How to Engineer Things at the Nano-Scale
Have you ever heard the term nanotechnology? If you have, you should know it’s the study of things between 1 and 100 nanometers in size. But if one nanometer is a billionth of a meter, how is it possible that scientists can alter sequences and make fully functional robots? The four different microscopes in this article will give a description of how.
Atomic Force Microscopy

Atomic Force Microscopy gives an extremely accurate picture of the sample along with its’ properties like size, surface roughness, and texture. The cost of this machine is about $100,000, which is ridiculous. The reason the cost is so high is because the parts that consist of the microscope have to be of the highest accuracy and assembled perfectly. The in time running technology also has to be spot on for the surface the tip is scanning. The problem with these are that the extremely expensive tip can be easily damaged and scratched with scanning.
Scanning Electron Microscopy

Scanning electron microscopy is a microscope that displays specimens in 3-D. This allows for a full dimensional look at different objects at the nanometer scale. The price of these microscopes are 1 million dollars because of the implemented technology that creates the fully functional system.
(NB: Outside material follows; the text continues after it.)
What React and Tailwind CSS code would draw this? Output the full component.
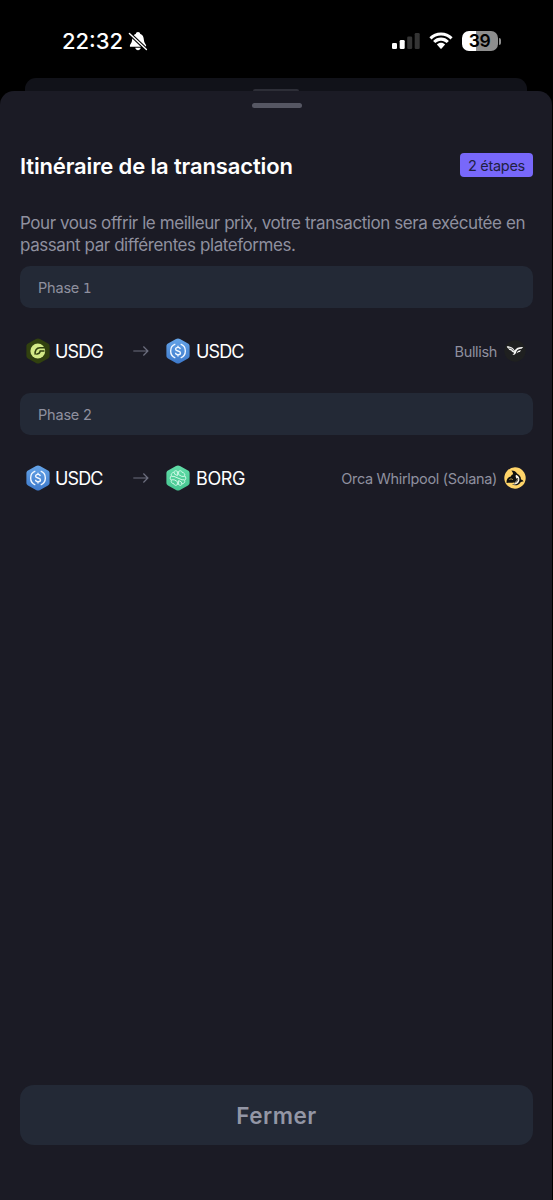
const hex = 'M12 .4 C12.8 .4 13.4 .7 14 1 L22 5.6 C23.2 6.3 23.6 7.1 23.6 8.4 V17.6 C23.6 18.9 23.2 19.7 22 20.4 L14 25 C12.7 25.8 11.3 25.8 10 25 L2 20.4 C.8 19.7 .4 18.9 .4 17.6 V8.4 C.4 7.1 .8 6.3 2 5.6 L10 1 C10.6 .7 11.2 .4 12 .4Z';

function UsdgIcon() {
  return (
    <svg className="h-[26px] w-6 shrink-0" viewBox="0 0 24 26">
      <path d={hex} fill="#31410f" />
      <circle cx="11.8" cy="13" r="7.4" fill="#d3ea86" />
      <path d="M20 9.8 H14 C10.4 9.9 8.6 12.6 9.2 16.6 M18.5 13.1 H14.2 C13.9 15 12.6 16 10.2 16.2" fill="none" stroke="#31410f" strokeWidth="1.5" />
    </svg>
  );
}

function UsdcIcon() {
  return (
    <svg className="h-[26px] w-6 shrink-0" viewBox="0 0 24 26">
      <defs>
        <linearGradient id="usdc" x1="0" y1="0" x2="0" y2="1">
          <stop offset="0" stopColor="#65a4e8" />
          <stop offset="1" stopColor="#3d79cb" />
        </linearGradient>
      </defs>
      <path d={hex} fill="url(#usdc)" />
      <g fill="none" stroke="#f1f7ff" strokeWidth="1.4">
        <path d="M9.3 6.2 A7.3 7.3 0 0 0 9.3 19.8 M14.7 6.2 A7.3 7.3 0 0 1 14.7 19.8" />
        <path d="M14.3 11.1 C14.1 9.8 13.2 9.4 12 9.4 C10.6 9.4 9.6 10.1 9.6 11.2 C9.6 13.7 14.5 12.2 14.5 14.9 C14.5 16 13.4 16.7 12 16.7 C10.6 16.7 9.6 16 9.5 14.8 M12 7.7 V9.5 M12 16.6 V18.4" />
      </g>
    </svg>
  );
}

function BorgIcon() {
  return (
    <svg className="h-[26px] w-6 shrink-0" viewBox="0 0 24 26">
      <defs>
        <linearGradient id="borg" x1="0" y1="0" x2="0" y2="1">
          <stop offset="0" stopColor="#62dda8" />
          <stop offset="1" stopColor="#45c590" />
        </linearGradient>
      </defs>
      <path d={hex} fill="url(#borg)" />
      <g fill="none" stroke="#d5fbe9" strokeWidth=".95" strokeLinecap="round" strokeLinejoin="round">
        <path d="M11.4 6.8 C10.6 5 8.2 5.5 7.8 7.4 C5.5 7.8 4.8 9.4 5.4 10.8 C3.7 12 3.8 14.4 5.3 15.3 C4.8 17.2 6 18.6 7.8 18.7 C8.3 20.6 10.6 21 11.4 19.3" />
        <path d="M12.6 6.8 C13.4 5 15.8 5.5 16.2 7.4 C18.5 7.8 19.2 9.4 18.6 10.8 C20.3 12 20.2 14.4 18.7 15.3 C19.2 17.2 18 18.6 16.2 18.7 C15.7 20.6 13.4 21 12.6 19.3" />
        <path d="M12.6 6.8 V9.6 L15.8 11.4 H18.3 M11.4 6.8 V10.6 L8.6 9.2 V7.8 M12.6 19.3 V15.5 L15.4 17 V18.4 M11.4 19.3 V16.6 L8.2 14.8 H5.6 M5.8 11.4 H8 L16 14.8 H18.3" />
      </g>
    </svg>
  );
}

function BullishIcon() {
  return (
    <svg className="size-[22px] shrink-0" viewBox="0 0 22 22">
      <circle cx="11" cy="11" r="10.7" fill="#1f2020" />
      <path d="M2.8 6.2 C6.6 6.2 9.2 7.4 10.6 10.6 C12.2 7.8 15 6.8 19.2 7 L17.6 8.8 C15 8.7 13.3 9.6 12.4 11.6 C11.9 14 10.6 15.4 8.4 15 C9.6 14.5 10.1 13.6 9.8 12.4 C8.6 12.3 7.6 11.7 7.2 10.6 C5.8 10.3 4.9 9.7 4.6 8.7 C3.6 8.2 3 7.2 2.8 6.2Z" fill="#f5f5f3" />
      <path d="M4.6 8.1 C7.2 8.3 8.8 9.2 9.8 11.2" stroke="#1f2020" strokeWidth=".6" fill="none" />
      <path d="M12.6 13.4 C13.2 11.2 14.4 10.3 17 10.3 L15.9 12 C14.8 12 13.8 12.4 12.6 13.4Z" fill="#f5f5f3" />
    </svg>
  );
}

function OrcaIcon() {
  return (
    <svg className="size-[22px] shrink-0" viewBox="0 0 22 22">
      <circle cx="11" cy="11" r="10.7" fill="#ffd469" />
      <path d="M7.4 3.6 C10.2 3.6 12 4.8 13 6.6 C15.6 8 17 10 17 12.4 C18.4 12.6 19.3 13.4 19.6 14.6 C18.4 14.4 17.4 14.6 16.6 15.2 C15.2 18 11.6 19.2 8 17.6 C9.6 17.4 10.6 16.8 10.8 15.6 C7.6 15.8 5 15.4 2.6 16 C2.2 12.6 3.6 10.2 6.8 9.4 C7.2 8.2 8 7.6 9.2 7.2 C9 5.8 8.4 4.6 7.4 3.6Z" fill="#11110f" />
      <path d="M12 7.8 C14.6 9 15.8 11 15.3 13.4 C14.7 16.3 12 18 8.6 17.3 C10.6 17 11.6 16 11.6 14.6 C13 13.8 13.4 12.8 12.6 11.6 C11.8 10.4 11.2 9.2 12 7.8Z" fill="#fff8ea" />
      <path d="M13.6 11 C13.9 13 13.2 14.6 11.8 15.6" fill="none" stroke="#11110f" strokeWidth=".8" />
      <path d="M5.4 12.6 C6.6 11.6 8 11.8 9 12.8" fill="none" stroke="#ffd469" strokeWidth=".7" />
    </svg>
  );
}

function Arrow() {
  return (
    <svg className="h-3 w-4 shrink-0" viewBox="0 0 16 12" fill="none" stroke="#6d6f7f" strokeWidth="1.2">
      <path d="M.3 6 H14.6 M10.4 1.5 L14.9 6 L10.4 10.5" />
    </svg>
  );
}

function StatusBar() {
  return (
    <header className="flex h-[78px] items-start justify-between pt-[29px] pr-[52px] pl-[62px] text-white">
      <div className="flex h-6 items-center">
        <span className="w-[66px] text-[22px] font-medium whitespace-nowrap">22:32</span>
        <svg className="h-[20px] w-[20px]" viewBox="0 0 20 20">
          <path d="M10 1 C11.4 1 12 1.8 12.1 2.7 C14.8 3.6 15.8 6 15.9 9 C16 12 18.2 13.2 18.2 14.9 C18.2 15.5 17.8 15.8 17.2 15.8 H2.8 C2.2 15.8 1.8 15.5 1.8 14.9 C1.8 13.2 4 12 4.1 9 C4.2 6 5.2 3.6 7.9 2.7 C8 1.8 8.6 1 10 1Z M7.2 16.8 H12.8 C12.4 18.4 11.3 19.2 10 19.2 C8.7 19.2 7.6 18.4 7.2 16.8Z" fill="white" />
          <path d="M1 2 L18.6 18.8" stroke="black" strokeWidth="3.6" />
          <path d="M1.4 2.4 L18.4 18.6" stroke="white" strokeWidth="1.4" strokeLinecap="round" />
        </svg>
      </div>
      <div className="flex h-6 items-center">
        <svg className="h-[18px] w-7" viewBox="0 0 28 18">
          <rect x="0" y="11" width="5" height="6" rx="1.3" fill="white" />
          <rect x="7.7" y="8" width="5" height="9" rx="1.3" fill="white" />
          <rect x="15.2" y="4.5" width="5" height="12.5" rx="1.3" fill="#343434" />
          <rect x="22.7" y="1" width="5" height="16" rx="1.3" fill="#343434" />
        </svg>
        <svg className="ml-[9px] h-[18px] w-6" viewBox="0 0 24 18">
          <path d="M12 .5 C16.6 .5 20.6 2.2 23.6 5.2 L21.5 7.4 C18.9 4.9 15.7 3.5 12 3.5 S5.1 4.9 2.5 7.4 L.4 5.2 C3.4 2.2 7.4 .5 12 .5Z M12 5.6 C15 5.6 17.8 6.8 19.9 8.9 L17.7 11.1 C16.1 9.6 14.2 8.7 12 8.7 S7.9 9.6 6.3 11.1 L4.1 8.9 C6.2 6.8 9 5.6 12 5.6Z M12 10.8 C13.6 10.8 15 11.4 16.1 12.5 L12.6 16.4 C12.2 16.8 11.8 16.8 11.4 16.4 L7.9 12.5 C9 11.4 10.4 10.8 12 10.8Z" fill="white" />
        </svg>
        <div className="ml-[9px] flex h-5 w-[36px] items-center justify-center rounded-[7px] bg-linear-to-r from-white from-40% to-[#8e8e8e] to-40%">
          <span className="text-[17.5px] leading-none font-semibold tracking-[-0.5px] text-black">39</span>
        </div>
        <div className="ml-[1px] h-[7px] w-[2.5px] rounded-r-full bg-[#8e8e8e]" />
      </div>
    </header>
  );
}

function Phase({ children }) {
  return (
    <div className="flex h-[42px] items-center rounded-[10px] bg-[#232936] px-[18px] pt-[2px] text-[14.5px] tracking-[-0.2px] whitespace-pre text-[#8f909f]">
      {children}
    </div>
  );
}

function Swap({ from, FromIcon, to, ToIcon, toClass, venue, VenueIcon }) {
  return (
    <div className="flex h-[85px] items-center pr-[7px] pl-[6px] text-[18px] text-white">
      <div className="flex w-[107px] items-center gap-[5px]">
        <FromIcon />
        <span className="pt-px tracking-[-0.9px]">{from}</span>
      </div>
      <Arrow />
      <div className="ml-[17px] flex items-center gap-[6px]">
        <ToIcon />
        <span className={`pt-px ${toClass}`}>{to}</span>
      </div>
      <div className="ml-auto flex items-center gap-[7px]">
        <span className="pt-[2px] text-[14.5px] tracking-[-0.33px] text-[#8f909f]">{venue}</span>
        <VenueIcon />
      </div>
    </div>
  );
}

export default function App() {
  return (
    <div className="flex h-[1200px] w-[553px] flex-col overflow-hidden bg-black font-['Inter',sans-serif]">
      <StatusBar />
      <div className="mr-[26px] ml-[25px] flex h-[13px] shrink-0 flex-col items-center justify-end rounded-t-[11px] bg-[#111219]">
        <div className="h-[2px] w-[46px] rounded-t-full bg-[#2d2e37]" />
      </div>
      <main className="mr-px flex min-h-0 flex-1 flex-col rounded-t-[14px] bg-[#1b1b25] pt-3 pr-[19px] pl-5">
        <div className="h-[5px] w-[50px] shrink-0 self-center rounded-full bg-[#565763]" />
        <div className="mt-[45px] flex h-6 items-center justify-between">
          <h1 className="pt-[2px] text-[22px] font-semibold tracking-[-0.14px] whitespace-nowrap text-white">Itinéraire de la transaction</h1>
          <span className="flex h-6 w-[73px] items-center justify-center rounded-[4px] bg-[#7868fa] pt-px text-[14.5px] tracking-[-0.3px] whitespace-nowrap text-[#211f42]">2 étapes</span>
        </div>
        <p className="mt-[35px] text-[17px] leading-[22px] tracking-[-0.43px] whitespace-nowrap text-[#8f909f]">
          Pour vous offrir le meilleur prix, votre transaction sera exécutée en
          <br />
          passant par différentes plateformes.
        </p>
        <section className="mt-[10px]">
          <Phase>Phase <span className="font-['DejaVu_Sans',sans-serif] text-[13.5px]">1</span></Phase>
          <Swap from="USDG" FromIcon={UsdgIcon} to="USDC" ToIcon={UsdcIcon} toClass="tracking-[-0.9px]" venue="Bullish" VenueIcon={BullishIcon} />
          <Phase>Phase 2</Phase>
          <Swap from="USDC" FromIcon={UsdcIcon} to="BORG" ToIcon={BorgIcon} toClass="tracking-[-0.4px]" venue="Orca Whirlpool (Solana)" VenueIcon={OrcaIcon} />
        </section>
        <button className="mt-auto mb-[55px] h-[60px] shrink-0 rounded-[14px] bg-[#232936] pt-[2px] text-[22.5px] font-semibold tracking-[0.5px] text-[#9396a5]">Fermer</button>
      </main>
    </div>
  );
}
This microscope is also extremely large, making it difficult to house in a multi-purpose lab.
Transmission Electron Microscopy

Transmission electron microscopes are very useful for samples that are the smallest nanometers in thickness. The traveling beams of electrons forms an accurate image of the specimen. The cost of one is about $100,000, significantly less than the staggering cost of the scanning electron microscope. But this high energy beam also can cause damage to samples, making its’ purpose virtually a gamble without proper testing.
Scanning Tunneling Microscopy

The scanning tunneling microscope works by scanning a very sharp metal wire tip over a surface. By bringing the tip very close to the surface, and by applying an electrical voltage to the tip or sample, we can image the surface at an extremely small scale, down to resolving individual atoms. This microscope also allows scientists to change the magnetism of atoms, and therefore move them around. This was the launch for nanotechnology, since scientists were able to finally engineer things at the nanoscale. The cost of one of these is about $50,000, making it the most well worth microscope for the money. Not only is it less expensive, it allows for the altering of structures in different samples.
Conclusion
Every variety of microscope edges each of the others out in at least one category. Each has different resolutions, data, and cost. It comes down to what you want to use it for; but for the sake of nanotechnology and this article, the scanning tunneling microscope is the most viable one. It allows for the literal definition of nanotechnology, which is being able to see at the nanoscale, and being able to alter molecular structures at the nanoscale.